Check each line of the material. Copy those containing "that".

— start EXERCISE DATA —

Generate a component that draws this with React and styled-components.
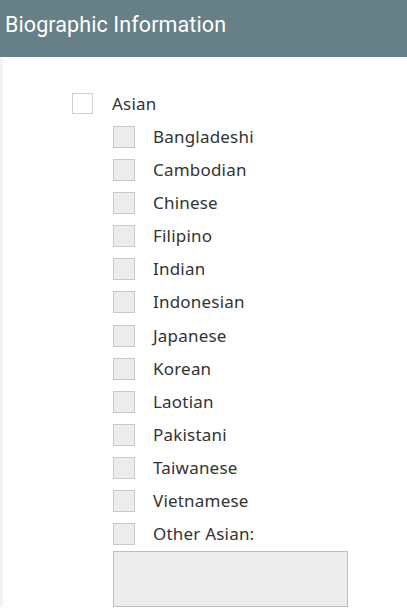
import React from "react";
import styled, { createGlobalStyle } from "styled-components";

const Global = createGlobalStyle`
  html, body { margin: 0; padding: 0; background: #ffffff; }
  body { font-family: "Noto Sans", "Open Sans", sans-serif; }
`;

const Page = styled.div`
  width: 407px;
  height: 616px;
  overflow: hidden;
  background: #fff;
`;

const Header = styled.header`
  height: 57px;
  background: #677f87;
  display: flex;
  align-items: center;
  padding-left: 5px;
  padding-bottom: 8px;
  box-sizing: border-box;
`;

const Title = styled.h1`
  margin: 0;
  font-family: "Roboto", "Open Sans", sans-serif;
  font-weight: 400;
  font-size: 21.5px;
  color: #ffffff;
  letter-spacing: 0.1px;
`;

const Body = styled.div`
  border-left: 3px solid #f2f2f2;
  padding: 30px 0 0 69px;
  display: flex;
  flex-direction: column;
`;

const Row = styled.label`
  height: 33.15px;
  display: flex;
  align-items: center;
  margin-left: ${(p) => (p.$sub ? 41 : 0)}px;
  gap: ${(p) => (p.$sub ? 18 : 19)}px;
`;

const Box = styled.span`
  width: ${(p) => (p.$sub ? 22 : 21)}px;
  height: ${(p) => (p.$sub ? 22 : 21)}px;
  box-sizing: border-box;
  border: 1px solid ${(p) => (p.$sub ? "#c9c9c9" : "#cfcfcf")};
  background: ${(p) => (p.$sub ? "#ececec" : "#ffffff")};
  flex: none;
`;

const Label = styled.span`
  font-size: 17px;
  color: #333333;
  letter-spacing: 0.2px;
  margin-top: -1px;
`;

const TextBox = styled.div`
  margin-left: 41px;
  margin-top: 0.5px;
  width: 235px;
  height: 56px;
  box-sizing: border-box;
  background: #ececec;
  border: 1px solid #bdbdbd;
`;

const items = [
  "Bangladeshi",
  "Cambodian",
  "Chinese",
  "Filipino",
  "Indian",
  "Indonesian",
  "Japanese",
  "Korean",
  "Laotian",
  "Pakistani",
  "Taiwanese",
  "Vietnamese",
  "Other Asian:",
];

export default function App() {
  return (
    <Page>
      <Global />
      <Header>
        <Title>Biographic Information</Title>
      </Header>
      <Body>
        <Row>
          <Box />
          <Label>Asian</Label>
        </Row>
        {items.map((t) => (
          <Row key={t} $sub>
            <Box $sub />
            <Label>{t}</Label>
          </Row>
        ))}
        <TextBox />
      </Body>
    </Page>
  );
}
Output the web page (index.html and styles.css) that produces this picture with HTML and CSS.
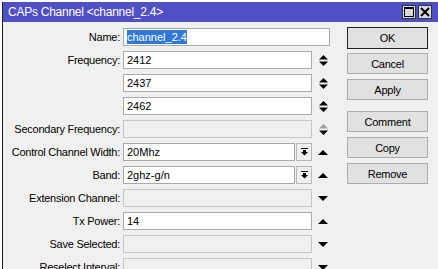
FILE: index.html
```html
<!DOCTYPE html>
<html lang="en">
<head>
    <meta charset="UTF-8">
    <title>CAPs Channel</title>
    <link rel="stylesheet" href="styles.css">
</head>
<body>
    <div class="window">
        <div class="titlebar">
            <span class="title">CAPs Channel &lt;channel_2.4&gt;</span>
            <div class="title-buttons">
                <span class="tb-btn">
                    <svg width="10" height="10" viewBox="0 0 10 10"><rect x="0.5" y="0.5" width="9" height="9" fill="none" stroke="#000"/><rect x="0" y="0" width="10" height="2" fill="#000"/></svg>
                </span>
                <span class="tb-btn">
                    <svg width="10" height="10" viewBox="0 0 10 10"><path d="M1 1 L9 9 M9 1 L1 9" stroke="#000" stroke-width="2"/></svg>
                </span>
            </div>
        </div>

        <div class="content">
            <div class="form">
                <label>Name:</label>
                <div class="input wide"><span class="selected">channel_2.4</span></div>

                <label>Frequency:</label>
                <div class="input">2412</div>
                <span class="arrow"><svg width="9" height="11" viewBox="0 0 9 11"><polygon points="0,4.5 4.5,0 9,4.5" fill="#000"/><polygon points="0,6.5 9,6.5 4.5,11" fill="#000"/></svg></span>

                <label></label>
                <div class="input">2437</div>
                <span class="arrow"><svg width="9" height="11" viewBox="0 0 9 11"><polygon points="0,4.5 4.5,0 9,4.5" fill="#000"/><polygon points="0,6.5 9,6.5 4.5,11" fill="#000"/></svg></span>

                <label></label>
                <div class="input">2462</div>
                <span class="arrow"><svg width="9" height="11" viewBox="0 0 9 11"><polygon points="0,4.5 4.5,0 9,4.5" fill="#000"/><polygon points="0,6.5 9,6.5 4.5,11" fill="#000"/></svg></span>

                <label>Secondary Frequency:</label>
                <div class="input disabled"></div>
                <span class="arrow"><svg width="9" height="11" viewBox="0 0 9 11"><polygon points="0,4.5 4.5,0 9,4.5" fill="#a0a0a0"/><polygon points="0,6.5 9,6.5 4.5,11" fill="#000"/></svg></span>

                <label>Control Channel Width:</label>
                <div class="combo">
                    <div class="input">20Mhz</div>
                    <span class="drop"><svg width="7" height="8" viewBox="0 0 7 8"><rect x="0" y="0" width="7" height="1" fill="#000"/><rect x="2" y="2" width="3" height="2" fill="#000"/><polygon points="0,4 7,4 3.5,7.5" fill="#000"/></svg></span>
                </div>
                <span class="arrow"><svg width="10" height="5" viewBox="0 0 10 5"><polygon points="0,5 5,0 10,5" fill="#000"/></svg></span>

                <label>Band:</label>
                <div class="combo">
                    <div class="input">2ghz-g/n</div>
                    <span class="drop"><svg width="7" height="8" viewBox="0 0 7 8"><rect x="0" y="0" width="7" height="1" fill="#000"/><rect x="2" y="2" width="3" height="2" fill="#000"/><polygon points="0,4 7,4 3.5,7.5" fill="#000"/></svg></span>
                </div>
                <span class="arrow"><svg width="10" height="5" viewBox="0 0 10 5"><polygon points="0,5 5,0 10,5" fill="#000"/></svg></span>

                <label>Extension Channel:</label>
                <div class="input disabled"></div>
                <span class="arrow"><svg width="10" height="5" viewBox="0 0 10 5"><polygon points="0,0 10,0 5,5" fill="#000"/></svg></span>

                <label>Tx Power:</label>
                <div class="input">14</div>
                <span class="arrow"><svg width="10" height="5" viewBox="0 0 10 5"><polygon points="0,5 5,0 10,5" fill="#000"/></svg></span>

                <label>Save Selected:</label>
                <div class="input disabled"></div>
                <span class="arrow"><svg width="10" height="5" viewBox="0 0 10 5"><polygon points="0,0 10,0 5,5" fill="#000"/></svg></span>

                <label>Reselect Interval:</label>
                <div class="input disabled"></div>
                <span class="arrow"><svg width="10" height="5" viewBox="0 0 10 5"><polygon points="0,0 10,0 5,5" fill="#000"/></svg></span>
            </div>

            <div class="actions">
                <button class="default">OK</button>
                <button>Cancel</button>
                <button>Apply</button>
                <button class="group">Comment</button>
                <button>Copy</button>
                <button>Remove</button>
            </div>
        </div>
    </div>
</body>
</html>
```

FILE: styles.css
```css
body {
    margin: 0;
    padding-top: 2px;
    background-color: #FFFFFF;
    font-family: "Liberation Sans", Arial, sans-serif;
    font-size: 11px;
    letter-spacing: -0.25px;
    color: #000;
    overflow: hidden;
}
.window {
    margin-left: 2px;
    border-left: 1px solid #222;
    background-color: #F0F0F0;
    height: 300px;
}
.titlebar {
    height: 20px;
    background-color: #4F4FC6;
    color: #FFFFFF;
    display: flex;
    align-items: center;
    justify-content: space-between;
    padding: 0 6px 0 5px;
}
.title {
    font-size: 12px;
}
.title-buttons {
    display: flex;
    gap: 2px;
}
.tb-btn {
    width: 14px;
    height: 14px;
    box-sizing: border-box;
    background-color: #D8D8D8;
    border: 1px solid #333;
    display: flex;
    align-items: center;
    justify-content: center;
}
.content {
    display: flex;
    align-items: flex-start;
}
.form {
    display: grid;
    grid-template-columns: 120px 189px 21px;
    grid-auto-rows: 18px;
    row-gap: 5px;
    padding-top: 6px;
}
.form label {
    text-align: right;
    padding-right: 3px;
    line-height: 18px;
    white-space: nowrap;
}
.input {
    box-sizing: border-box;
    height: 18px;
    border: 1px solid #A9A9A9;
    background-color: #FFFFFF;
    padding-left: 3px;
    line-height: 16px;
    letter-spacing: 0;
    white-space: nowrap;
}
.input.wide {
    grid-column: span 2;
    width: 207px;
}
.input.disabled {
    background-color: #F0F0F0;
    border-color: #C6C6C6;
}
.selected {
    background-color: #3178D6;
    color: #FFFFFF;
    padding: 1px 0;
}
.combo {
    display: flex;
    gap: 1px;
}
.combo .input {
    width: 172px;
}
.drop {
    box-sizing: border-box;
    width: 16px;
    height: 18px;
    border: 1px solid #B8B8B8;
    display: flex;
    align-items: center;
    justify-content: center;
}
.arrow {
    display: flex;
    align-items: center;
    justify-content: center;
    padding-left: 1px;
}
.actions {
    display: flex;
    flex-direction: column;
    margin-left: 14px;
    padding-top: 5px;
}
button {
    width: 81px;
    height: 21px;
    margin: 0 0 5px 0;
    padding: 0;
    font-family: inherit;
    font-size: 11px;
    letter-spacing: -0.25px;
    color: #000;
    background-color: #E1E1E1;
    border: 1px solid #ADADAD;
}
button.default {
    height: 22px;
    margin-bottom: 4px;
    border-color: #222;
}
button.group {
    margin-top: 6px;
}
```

— end EXERCISE DATA —

-- TASK OUTPUT --
Generate a component that draws this with React and styled-components.
Output the web page (index.html and styles.css) that produces this picture with HTML and CSS.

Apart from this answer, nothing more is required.